If they want more than a hot meal, shower and laundry, Billue has expectations.
“If you have money for drugs, why am I feeding you or helping you get food stamps?” he explains. “But we won’t cut someone off immediately, especially if they have children.
“If they fail, we say: ‘We’ll continue your benefits for 90 days, and in that time, you will attend a program — 90 meetings in 90 days, just like any other addiction program. We’re going to drug-test you randomly during that time, and as long as you pass, we’ll continue to get you your benefits. And at the end, you’re going to sign a declaration that says we can drug-test you anytime we want.’”
That way, they are not only freed of addiction, they’re also in a better position to be a responsible parent or employee.
A client’s story
It worked with Butch Preston. Billue found him living in the woods in 2010 after two divorces and alienation from virtually everyone he had once loved.
When Billue learned Preston was a talented musician and master carpenter, the pastor brought him a used guitar and found him odd jobs.
But at night, Preston was still sleeping in the woods, still drinking and still using drugs.
“Scott kept telling me, ‘Butch, I want to sit down with you sometime, and I want you to tell me your story.’ And I’m like, ‘Yeah, right.’ But as I got to know his story, I could see we had more in common than I thought,” Preston said.
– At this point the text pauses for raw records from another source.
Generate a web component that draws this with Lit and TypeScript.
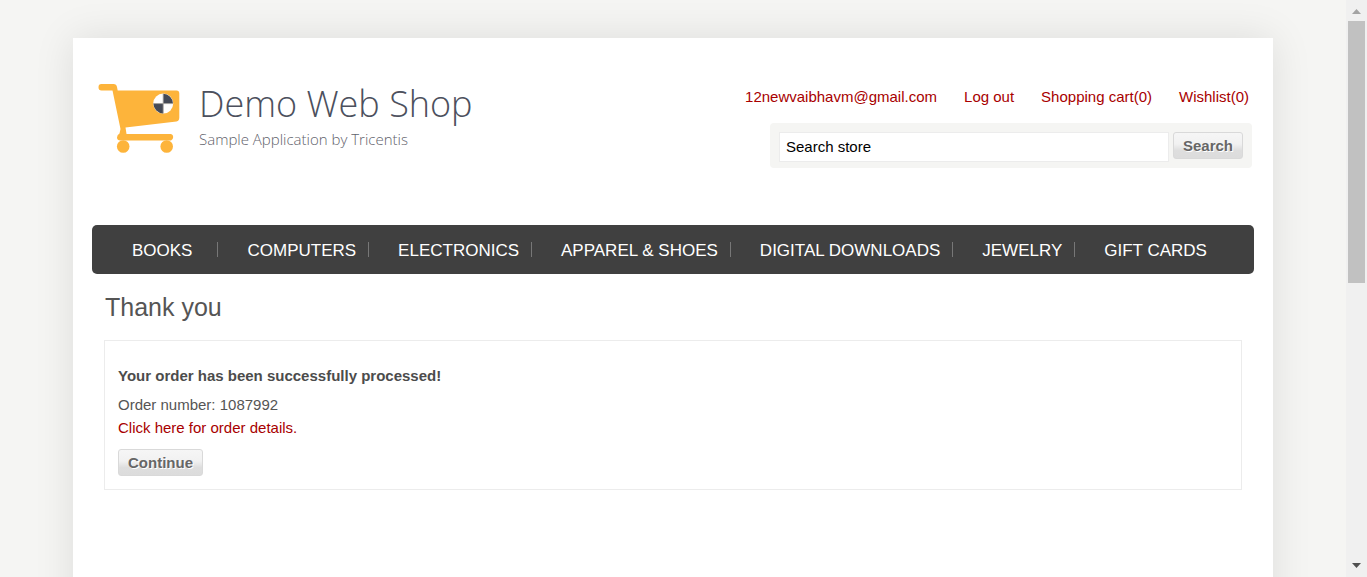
import { LitElement, html, css } from "lit";
import { customElement, property } from "lit/decorators.js";

@customElement("shop-logo")
class ShopLogo extends LitElement {
  static styles = css`
    :host { display: block; }
    .logo { display: flex; gap: 18px; color: #4c505d; text-decoration: none; }
    .cart { display: block; flex: none; }
    .words {
      display: flex;
      flex-direction: column;
      font-family: "Open Sans", "Noto Sans", sans-serif;
      font-weight: 300;
    }
    .name { font-size: 36px; line-height: 42px; padding-bottom: 2px; white-space: nowrap; }
    .tagline { font-size: 15px; line-height: 24px; color: #5f626b; white-space: nowrap; }
  `;
  render() {
    return html`
      <a class="logo" href="#">
        <svg class="cart" width="83" height="72" viewBox="0 0 83 72" aria-hidden="true">
          <path fill="#fdb43b" d="M3.500 1H15.500Q18.500 1 19 4L19.700 7.500H78.500Q81.300 7.500 81.300 10.500V34.500Q81.300 38 78.500 38.500L27.500 44.500L28.500 51H73Q75.200 51.500 75.200 54T73 57.500H22.500Q19 57.500 19 54.500Q19 52 21.500 50.500L22.500 46L14.500 7.500H3.500Q.5 7.500 .5 4.200T3.500 1Z"/>
          <circle cx="25.200" cy="63.500" r="6.300" fill="#fdb43b"/>
          <circle cx="68.700" cy="63.500" r="6.300" fill="#fdb43b"/>
          <circle cx="65.200" cy="20.600" r="10" fill="#fff"/>
          <path fill="#454a57" d="M65.200 20.600V10.800A9.800 9.800 0 0 1 75 20.600ZM65.200 20.600V30.400A9.800 9.800 0 0 1 55.400 20.600Z"/>
          <path fill="none" stroke="#a3a09a" stroke-width=".8" d="M65.200 10.800V30.400M55.400 20.600H75"/>
        </svg>
        <span class="words">
          <span class="name">Demo Web Shop</span>
          <span class="tagline">Sample Application by Tricentis</span>
        </span>
      </a>
    `;
  }
}

@customElement("shop-button")
class ShopButton extends LitElement {
  @property() label = "";
  static styles = css`
    :host { display: inline-block; }
    .button {
      display: block;
      height: 27px;
      padding: 0 9px;
      border: 1px solid #d9d9d9;
      border-radius: 3px;
      background: linear-gradient(#f6f6f6, #f1f1f1 45%, #dedede 70%, #dcdcdc);
      font: bold 15px/25px "Liberation Sans", Arial, sans-serif;
      color: #666;
      text-shadow: 1px 1px 0 #fff;
      cursor: pointer;
    }
  `;
  render() {
    return html`<button class="button" type="button">${this.label}</button>`;
  }
}

@customElement("app-root")
class AppRoot extends LitElement {
  static styles = css`
    * { box-sizing: border-box; }
    :host {
      display: grid;
      grid-template-columns: minmax(0, 1fr) 21px;
      height: 100vh;
      overflow: hidden;
      background: #f5f5f3;
      font: 15px/23px "Liberation Sans", Arial, sans-serif;
      color: #555;
    }
    a { color: #a80000; text-decoration: none; }
    .viewport { min-width: 0; overflow: hidden; padding: 38px 20px 0; }
    .page {
      max-width: 1200px;
      height: 200%;
      margin: 0 auto;
      padding: 0 19px;
      background: #fff;
      box-shadow: 0 0 38px rgba(0, 0, 0, 0.1);
    }
    .header {
      display: flex;
      justify-content: space-between;
      align-items: flex-start;
      padding: 45px 2px 57px 6px;
    }
    .tools { display: flex; flex-direction: column; align-items: flex-end; gap: 15px; padding-top: 2px; }
    .links { display: flex; gap: 27px; margin: 0; padding: 0 3px 0 0; list-style: none; white-space: nowrap; }
    .search {
      display: flex;
      align-items: flex-start;
      gap: 4px;
      width: 482px;
      padding: 9px 9px 6px;
      border-radius: 4px;
      background: #f5f5f3;
    }
    .field {
      flex: 1;
      min-width: 0;
      height: 30px;
      padding: 0 6px 2px;
      border: 1px solid #ececec;
      border-radius: 0;
      background: #fff;
      font: inherit;
      color: #000;
    }
    .menu {
      display: flex;
      align-items: center;
      height: 49px;
      margin: 0;
      padding: 0 0 0 11px;
      border-radius: 5px;
      background: #404040;
      list-style: none;
      white-space: nowrap;
    }
    .item { height: 15px; padding: 0 12px 0 29px; border-right: 1px solid #777; font-size: 17px; line-height: 17px; }
    .item:first-child { padding-right: 25px; }
    .item:last-child { border-right: 0; }
    .item a { color: #fff; }
    .content { padding: 18px 12px; }
    .title { margin: 0 0 17px; padding-left: 1px; font-size: 25px; font-weight: normal; line-height: 31px; }
    .card { padding: 23px 13px 13px; border: 1px solid #ececec; }
    .done { display: block; margin-bottom: 6px; color: #4c4c4c; }
    .card p { margin: 0; }
    .continue { display: block; width: max-content; margin-top: 10px; }
    .scrollbar {
      display: flex;
      flex-direction: column;
      align-items: center;
      background: #f0f0f0;
    }
    .arrow { display: block; flex: none; }
    .track { flex: 1; width: 17px; }
    .thumb { height: 49%; background: #c1c1c1; }
  `;

  private links = ["12newvaibhavm@gmail.com", "Log out", "Shopping cart(0)", "Wishlist(0)"];
  private categories = ["Books", "Computers", "Electronics", "Apparel & Shoes", "Digital downloads", "Jewelry", "Gift Cards"];

  render() {
    return html`
      <div class="viewport">
        <div class="page">
          <header class="header">
            <shop-logo></shop-logo>
            <div class="tools">
              <ul class="links">
                ${this.links.map((text) => html`<li><a href="#">${text}</a></li>`)}
              </ul>
              <form class="search">
                <input class="field" type="text" aria-label="Search store" .value=${"Search store"} />
                <shop-button label="Search"></shop-button>
              </form>
            </div>
          </header>
          <nav>
            <ul class="menu">
              ${this.categories.map((text) => html`<li class="item"><a href="#">${text.toUpperCase()}</a></li>`)}
            </ul>
          </nav>
          <main class="content">
            <h1 class="title">Thank you</h1>
            <section class="card">
              <strong class="done">Your order has been successfully processed!</strong>
              <p>Order number: 1087992</p>
              <p><a href="#">Click here for order details.</a></p>
              <shop-button class="continue" label="Continue"></shop-button>
            </section>
          </main>
        </div>
      </div>
      <div class="scrollbar" aria-hidden="true">
        <svg class="arrow" width="21" height="21"><path d="M10.500 9L15 14H6Z" fill="#a3a3a3"/></svg>
        <div class="track"><div class="thumb"></div></div>
        <svg class="arrow" width="21" height="21"><path d="M6 7H15L10.500 12Z" fill="#505050"/></svg>
      </div>
    `;
  }
}
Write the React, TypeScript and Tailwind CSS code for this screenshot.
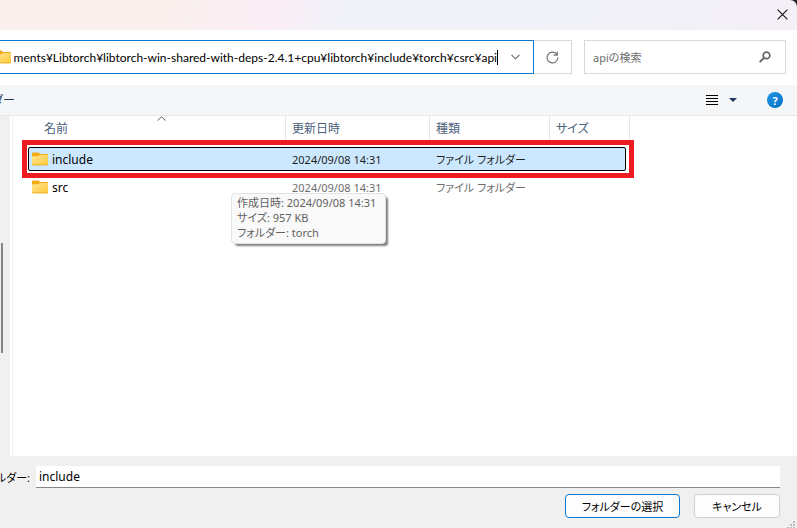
import { useId } from "react";

type Entry = { name: string; modified: string; kind: string; selected?: boolean };

const entries: Entry[] = [
  { name: "include", modified: "2024/09/08 14:31", kind: "ファイル フォルダー", selected: true },
  { name: "src", modified: "2024/09/08 14:31", kind: "ファイル フォルダー" },
];

function FolderIcon({ className = "" }: { className?: string }) {
  const id = useId();
  return (
    <svg className={className} width="16" height="14" viewBox="0 0 16 14" aria-hidden="true">
      <defs>
        <linearGradient id={id} x1="0" y1="0" x2="1" y2="1">
          <stop offset="0" stopColor="#ffe495" />
          <stop offset="1" stopColor="#ffc937" />
        </linearGradient>
      </defs>
      <path d="M0 1.5Q0 .5 1 .5h5.2q.6 0 1 .5L8 2h7q1 0 1 1V7H0Z" fill="#f0ab12" />
      <path d="M0 5q0-.8.8-.8h5.4L8 3h7.2q.8 0 .8.8v8.4q0 1-1 1H1q-1 0-1-1Z" fill={`url(#${id})`} />
      <path d="M.3 12.9h15.4" stroke="#e9a820" strokeWidth=".8" />
    </svg>
  );
}

function HeaderCell({ label, first = false }: { label: string; first?: boolean }) {
  return (
    <th scope="col" className="p-0 align-top font-normal">
      <div
        className={
          "relative h-6 border-r border-[#e5e5e5] text-left leading-[26px] text-[#4c607a] " +
          (first ? "pl-4" : "pl-[6px]")
        }
      >
        {label}
        {first && (
          <svg className="absolute top-0 left-[129px]" width="9" height="5" viewBox="0 0 9 5" fill="none" stroke="#555" aria-hidden="true">
            <path d="m.6 4.6 3.9-3.9 3.9 3.9" />
          </svg>
        )}
      </div>
    </th>
  );
}

export default function App() {
  return (
    <div className="flex min-h-screen flex-col overflow-hidden bg-[#222] font-['Noto_Sans','Noto_Sans_CJK_JP',sans-serif] text-[12px] leading-[15px] text-black [font-feature-settings:'palt']">
      <header className="flex h-[30px] items-start justify-end rounded-tr-[7px] bg-[linear-gradient(100deg,#f9f0ee_0%,#f9f0ee_22%,#fbedf6_34%,#f1f2f9_43%,#f1f2f8_75%,#f5eff7_100%)] pt-[9px] pr-[9px]">
        <button type="button" aria-label="閉じる">
          <svg width="11" height="11" viewBox="0 0 11 11" stroke="#111" strokeWidth="1.1" aria-hidden="true">
            <path d="m.6.6 9.8 9.8M10.4.6.6 10.4" />
          </svg>
        </button>
      </header>

      <div className="flex h-[55px] items-start bg-white pt-[10px] pr-[11px]">
        <div className="flex h-[34px] min-w-0 flex-1 items-center border border-l-0 border-[#0f78d0]">
          <FolderIcon className="-ml-[5px] shrink-0" />
          <div className="flex min-w-0 flex-1 items-center">
            <input
              aria-label="アドレス"
              className="h-5 min-w-0 flex-1 bg-transparent text-right font-['Lato','Noto_Sans_CJK_JP',sans-serif] outline-none"
              defaultValue="ments¥Libtorch¥libtorch-win-shared-with-deps-2.4.1+cpu¥libtorch¥include¥torch¥csrc¥api"
            />
            <span className="h-[15px] w-px bg-black" />
          </div>
          <button type="button" aria-label="以前の場所" className="flex w-[35px] justify-center">
            <svg width="9" height="6" viewBox="0 0 9 6" fill="none" stroke="#666" strokeWidth="1.1" aria-hidden="true">
              <path d="m.5.8 4 4 4-4" />
            </svg>
          </button>
        </div>
        <button type="button" aria-label="最新の情報に更新" className="flex h-[34px] w-[38px] items-center justify-center border border-l-0 border-[#d9d9d9]">
          <svg width="13" height="13" viewBox="0 0 13 13" fill="none" stroke="#737373" strokeWidth="1.2" aria-hidden="true">
            <path d="M11.9 6.6A5.4 5.4 0 1 1 10.6 3M11.3.6v3.6H7.6" />
          </svg>
        </button>
        <label className="ml-3 flex h-[34px] w-[202px] items-center border border-[#d9d9d9] px-2">
          <input aria-label="検索" placeholder="apiの検索" className="min-w-0 flex-1 bg-transparent text-[11px] outline-none placeholder:text-[#6b6b6b]" />
          <svg className="mr-[6px]" width="12" height="12" viewBox="0 0 12 12" fill="none" stroke="#666" aria-hidden="true">
            <circle cx="7.5" cy="4.4" r="3.3" strokeWidth="1.7" />
            <path d="M5.2 6.8.7 11.1" strokeWidth="2" />
          </svg>
        </label>
      </div>

      <div className="flex h-[31px] items-center border-b border-[#e6e8ea] bg-[#f4f6f8] pr-[14px]">
        <button type="button" aria-label="新しいフォルダー" className="-ml-2 text-[12px] text-[#1e395b]">
          ダー
        </button>
        <div className="ml-auto flex items-center">
          <button type="button" aria-label="表示方法" className="mr-[11px]">
            <svg width="12" height="10" viewBox="0 0 12 10" fill="#000" shapeRendering="crispEdges" aria-hidden="true">
              <path d="M0 0h12v1H0zM0 3h12v1H0zM0 6h12v1H0zM0 9h12v1H0z" />
            </svg>
          </button>
          <button type="button" aria-label="その他のオプション" className="mr-[30px]">
            <svg width="8" height="4" viewBox="0 0 8 4" fill="#1e395b" aria-hidden="true">
              <path d="M0 0h8L4 4z" />
            </svg>
          </button>
          <button type="button" aria-label="ヘルプ" className="flex size-4 items-center justify-center rounded-full bg-linear-to-br from-[#2098e4] to-[#0670c4] text-[11px] font-bold text-white">
            ?
          </button>
        </div>
      </div>

      <main className="relative flex flex-1 bg-white">
        <div className="w-[10px] shrink-0 bg-[#f0f0f0] pt-[127px]">
          <div className="ml-px h-[110px] w-[2px] bg-[#858585]" />
        </div>
        <div className="ml-[2px] min-w-0 flex-1 border-l border-[#f3f3f3] pl-[15px]">
          <table className="w-[602px] table-fixed border-collapse">
            <colgroup>
              <col className="w-[258px]" />
              <col className="w-36" />
              <col className="w-[120px]" />
              <col className="w-20" />
            </colgroup>
            <thead>
              <tr className="h-[29px]">
                <HeaderCell label="名前" first />
                <HeaderCell label="更新日時" />
                <HeaderCell label="種類" />
                <HeaderCell label="サイズ" />
              </tr>
            </thead>
            <tbody>
              {entries.map((entry) => (
                <tr key={entry.name} className={"relative isolate h-7 text-[11px] " + (entry.selected ? "text-[#1f1f1f]" : "text-[#6d6d6d]")}>
                  <td className="p-0 text-[12px]">
                    {entry.selected && (
                      <>
                        <span className="absolute -top-[5px] right-[-4px] -bottom-[5px] -left-[6px] -z-10 border-5 border-[#ed1c24] bg-white" />
                        <span className="absolute top-[2px] right-1 bottom-[2px] left-0 -z-10 rounded-[2px] border border-black bg-[#cce8ff]" />
                      </>
                    )}
                    <div className="flex items-center gap-1 pl-1 text-black">
                      <FolderIcon />
                      {entry.name}
                    </div>
                  </td>
                  <td className="p-0 pl-[6px]">{entry.modified}</td>
                  <td className="p-0 pl-[6px]">{entry.kind}</td>
                  <td className="p-0" />
                </tr>
              ))}
            </tbody>
          </table>
        </div>
        <div role="tooltip" className="absolute top-[77px] left-[231px] rounded-[4px] border border-[#e2e2e2] bg-[#f9f9f9] pt-px pr-[9px] pb-[3px] pl-[5px] text-[11px] whitespace-nowrap text-[#616161] shadow-[3px_3px_2px_-1px_rgba(0,0,0,0.5)]">
          <p>作成日時: 2024/09/08 14:31</p>
          <p>サイズ: 957 KB</p>
          <p>フォルダー: torch</p>
        </div>
      </main>

      <footer className="relative bg-[#f0f0f0] pt-[10px] pr-[17px] pb-[10px]">
        <div className="flex items-center justify-between">
          <label htmlFor="folder" className="flex w-[30px] shrink-0 justify-end text-[11px] whitespace-nowrap">
            ルダー:
          </label>
          <input
            id="folder"
            defaultValue="include"
            className="ml-[6px] h-[22px] min-w-0 flex-1 border-b border-[#868686] bg-white px-[3px] outline-none"
          />
        </div>
        <div className="mt-[6px] flex justify-end gap-[14px] text-[11px]">
          <button type="button" className="h-6 w-[115px] rounded-[4px] border border-[#0f78d0] bg-[#fdfdfd]">
            フォルダーの選択
          </button>
          <button type="button" className="h-6 w-[86px] rounded-[4px] border border-[#d0d0d0] bg-[#fdfdfd]">
            キャンセル
          </button>
        </div>
        <svg className="absolute right-0 bottom-0" width="10" height="8" viewBox="0 0 10 8" fill="#bdbdbd" aria-hidden="true">
          <path d="M6 1h2v2H6zM3 4h2v2H3zM6 4h2v2H6zM0 7h2v1H0zM3 7h2v1H3zM6 7h2v1H6z" />
        </svg>
      </footer>
    </div>
  );
}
“I’d been anti-religion all my life, and I didn’t like it shoved down my throat. But Scott showed me how to have a personal relationship with God. It’s just a very good guideline of how to be decent to people.”
Billue also got him into a rehab program at the Orlando Union Rescue Mission, where he quit smoking, drinking and doing drugs all at once.
When he got out, he found full-time work remodeling a church in Ocoee. Now he lives in a house and, after a decade’s absence, has reunited with his sons.
“I wasn’t used to people being nice to me,” Preston said of his time at Matthew’s Hope. “They changed my life. I have a job, I’m paying rent, I have a debit card.
“And I just bought Christmas presents for the first time in 10 years.”